Iceland is home to some of the most famous sagas. Founded in the 900s mostly by Norwegians fleeing the unification efforts of King Olaf, Icelanders formed a surprisingly democratic state, where all landowners spoke their minds at the Althing—the “Everybody-meeting,” their “Congress,” and still the name of the Icelandic legislature. Admittedly, some of these debates and lawsuits devolved into combat; but they usually managed to work things out.

Like the sagas, myths and history blend in Iceland. To this day, you can see the rock where Grettir the Strong hid; discuss the misshapen skull of Egil the Seer; hear an Icelander describe an elf neighbor; or go to the site of the original Althing and the Law Rock where the Lawspeaker would recite one third of the laws each meeting.

For an amateur historian such as myself, it was tough tackling the academic literature. As a PhD in a different field, I understand that papers assume a common grounding possessed by any graduate student, but not me. At first, I read non-academic books and popular works to give me a basic view of the working society, roleplayers—guides for Icelandic garb, or even children’s books, if well researched. Why the latter? Because while an academic article might delve into the chemical formation of fabrics or distances a brooch may have traveled, an illustrated children’s book shows you what a person looks like wearing them, standing in their town.

I also visited places and things myself: a scaled-down replica of Leif Erikson’s ship came to Boston once for the millennium of his voyage, and I could discuss the realities of sailing with the crew. The Jorvik Viking Centre in York, UK—the heart of much Viking activity back in the day—is a wonderful resource to show you both how people lived and how modern archeology is done. (Hint: not like Indiana Jones.) I haven’t been able to go to Iceland myself, but Icelandair has a nonstop from Boston and specials, so someday . . .

As I dug into Old Norse and Icelandic culture, I found other startling differences. Most people have heard of “weregild,” money paid as partial compensation for an illegal death, e.g., murder. But did you know the weregild for a young woman equaled that of a adult male warrior? And the weregild for a woman who had given birth was more! This culture valued women, believing they had wisdom not accessible to men—sexist, yes, but at least both sides had special value. Again and again in the sagas, women initiated the events—whether negative or positive. (Sometimes as real-life warriors, too: Look up the formidable Freydis Eiriksdotter.
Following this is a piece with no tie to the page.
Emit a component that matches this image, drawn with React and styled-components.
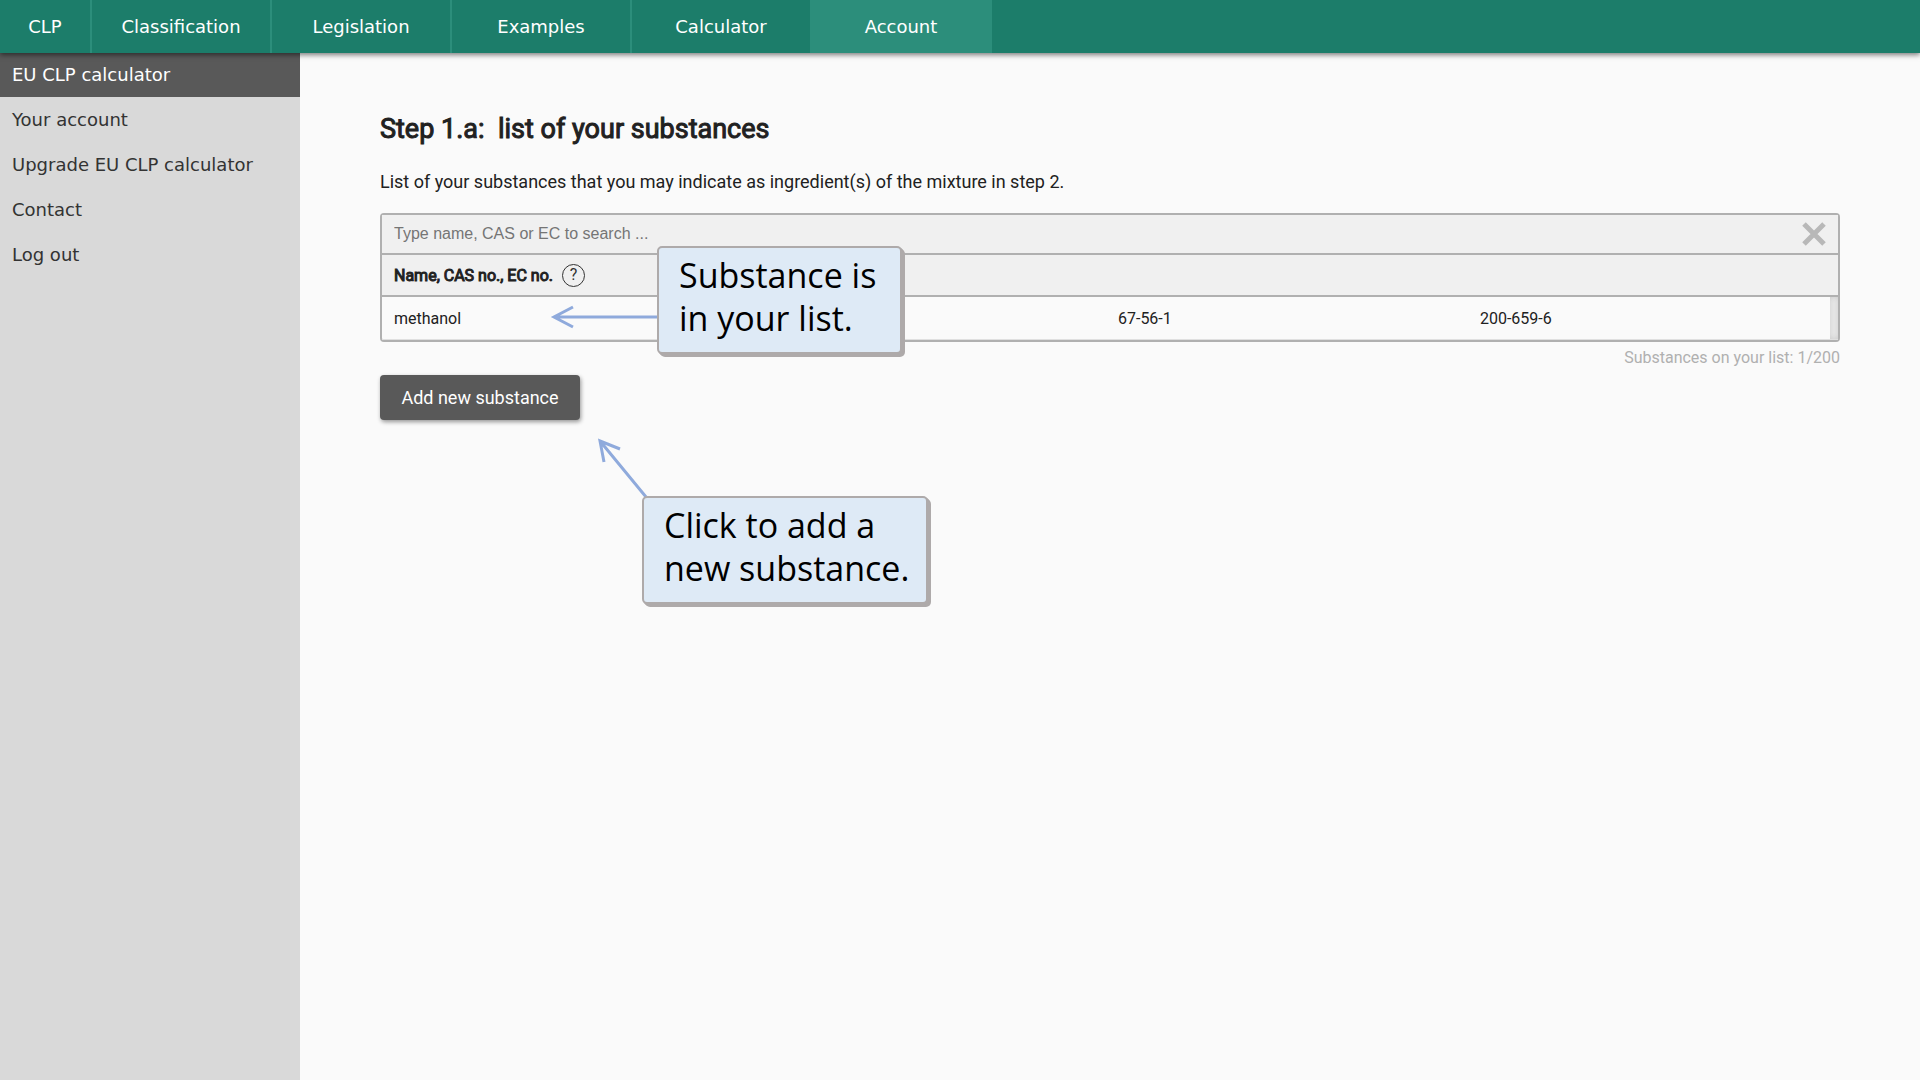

But avoid for the negative stories propagated by early Christian missionaries making her “unwomanly” instead of courageous.)

The challenge of historical fiction is balancing today’s modern audience against yesterday’s realities to make it accurate yet understandable, sometimes despite assumptions that may shock today. Worse, we only know a fingernail fragment about these people, much written by the victims of Vikings, not by the Norse people themselves, and what we do have was not exactly annotated. For example, Viking-era storytellers loved using kennings—poetic metaphors for objects, many completely incomprehensible today. Things taken for granted then baffle us today—and no doubt vice versa, could we raise a few Viking shades to ask. Of course, this also makes it fun for writers and audiences: debunking a myth or two, illuminating what life might have been like, or drawing a conclusion obvious to an 10th century Icelander that pleasantly surprises the modern reader.

In this particular story, the characters obviously follow the classic “Holmes and Watson” pattern, with a Norse twist. Leipt-Egil and Thorbjorn not only represent Holmes’ brains and Watson’s heart, respectively, but also elements from Norse myth: the smart, tricky problem-solver (Loki) and the less-bright but strong, trustworthy one (Thor). At the same time, my characters are human beings, not mythic archetypes, each with their strengths and weaknesses. Thorbjorn is smarter than Egil, when it comes to people; Egil has strong feelings, but poorly expressed. They have histories and families, some of which may appear in later stories! And if you see them, trust me, they won’t have horns on their helmets.